Apoligise before you start contributing again

HRHQoQ · 18/11/2005 13:58

No - I won't, I won't, I won't........

but I am going to go and put the heating on and do some route planning for DH

crunchie · 18/11/2005 14:09

Well if you feel you can't aplogise you will have to go back on the step, off you go.......

HRHQoQ · 18/11/2005 14:11

ok.......but only because it's bl**dy freezing up here - just checked and it's about 8degree C in this back room!!!! !

Bugsy2 · 18/11/2005 14:19

Been thinking about this alot, as it is one of the very few parenting subjects I feel strongly about.
100 yrs ago, children were generally physically chastised in a manner which we would consider abuse nowadays.
I was smacked, walloped & hit with implements as a child in a manner which nowadays would mean that I would have been taken into care. My mother saw nothing wrong with her methods & even thought she was soft because compared to her own upbringing, she was nothing like as harsh.
So, society has moved on & better methods have been found to discipline children than fear of being physically hit. This has only happened because so many people no longer approve of using physical force against children.
Maybe it is because I have personal experience of seeing where smacking leads. When the tap on the hand is no longer enough, when the smack on the bottom is no longer enough, when the back of the slipper is no longer enough, the wooden spoon no longer enough, the hose pipe, the rope and so on.
I know for many, many people it is not a slippery slope but I just can't see why anyone would want to take that chance or go there when it simply isn't necessary.

saadia · 18/11/2005 14:21

OK just a couple of questions for the smackers:

  1. Would you be comfortable with this calm, rational non-hurtful smacking being used as a form of discipline at your child's nursery?

  2. Would you be comfortable using this form of discipline on other people's children under your care eg on a play-date?

I have in the past disciplined relatives' children with naughty-step, which is what I do with my own ds.

crunchie · 18/11/2005 14:24

Thank you QofQ now go and play nicely

HRHQoQ · 18/11/2005 14:26
  1. Not sure about nursery - but certainly at school I'd be happy to see the return of (properly managed - ie like they do in Zim now) corporal punishment.
  1. No - apart from telling them not to do something verbally - I wouldn't take it upon myself to discipline someone elses child - that would included taking privledges away, naughty step or smacking.
crunchie · 18/11/2005 14:31

Bugsy to answer you first, IME a light smack never led to anything else and was enough. It did not lead to a belt or whatever. It shocked my kids enough to stop what they were doing and to do what I asked. Again I do understnd why, for some people they feel it could lead to more and more, so they don't step on this path.
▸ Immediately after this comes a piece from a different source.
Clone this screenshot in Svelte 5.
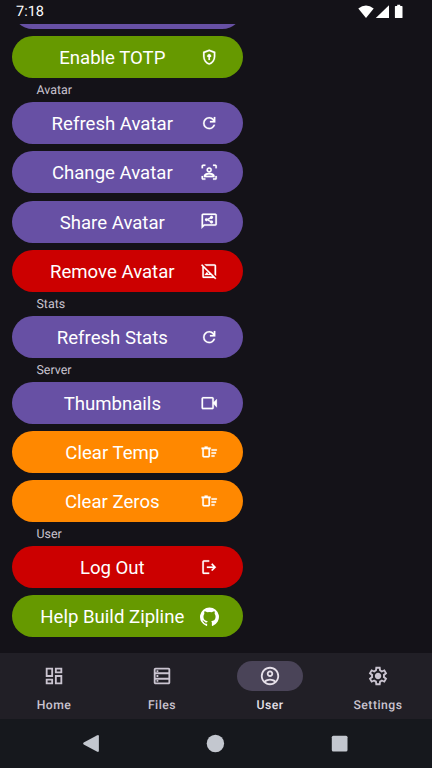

I have also stated my kids when asked about the WORST kind of punishment they could imagine (after asking if they remember being smacked) They both felt the step, or locked out (!) would be worse than a smack, as it is a withdrawl of 'love' for a period of time. In their eyes. Hence this worls far better than smacking now, but when they were young it didn't.

In some ways I equate this to the drugs arguemnet. SOme people say marujana leeds to hard drugs. It doesn't always.

Saadia, have you never heard of kids that are angels at nursery, and devils at home??? My kids will do anything that they are told to - BY OTHERS, first time.

This also answers your 2nd question. When I have had kids over to play, they always behave themselves. There has never been need to disipline them (it is usually mine who are creating )

saadia · 18/11/2005 14:33

Right, QoQ. I'm just trying to determine whether those who do smack think that it should really only be between a parent and their child, and if this is the case then why is that.

saadia · 18/11/2005 14:36

Yes crunchie but some kids are naughty at nursery. Most of them do listen but you get the odd terror who needs controlling.

I suppose different rules apply to family, but when the dss' cousins are over I treat them exactly like my own and they are not always well-behaved so need to be disciplined.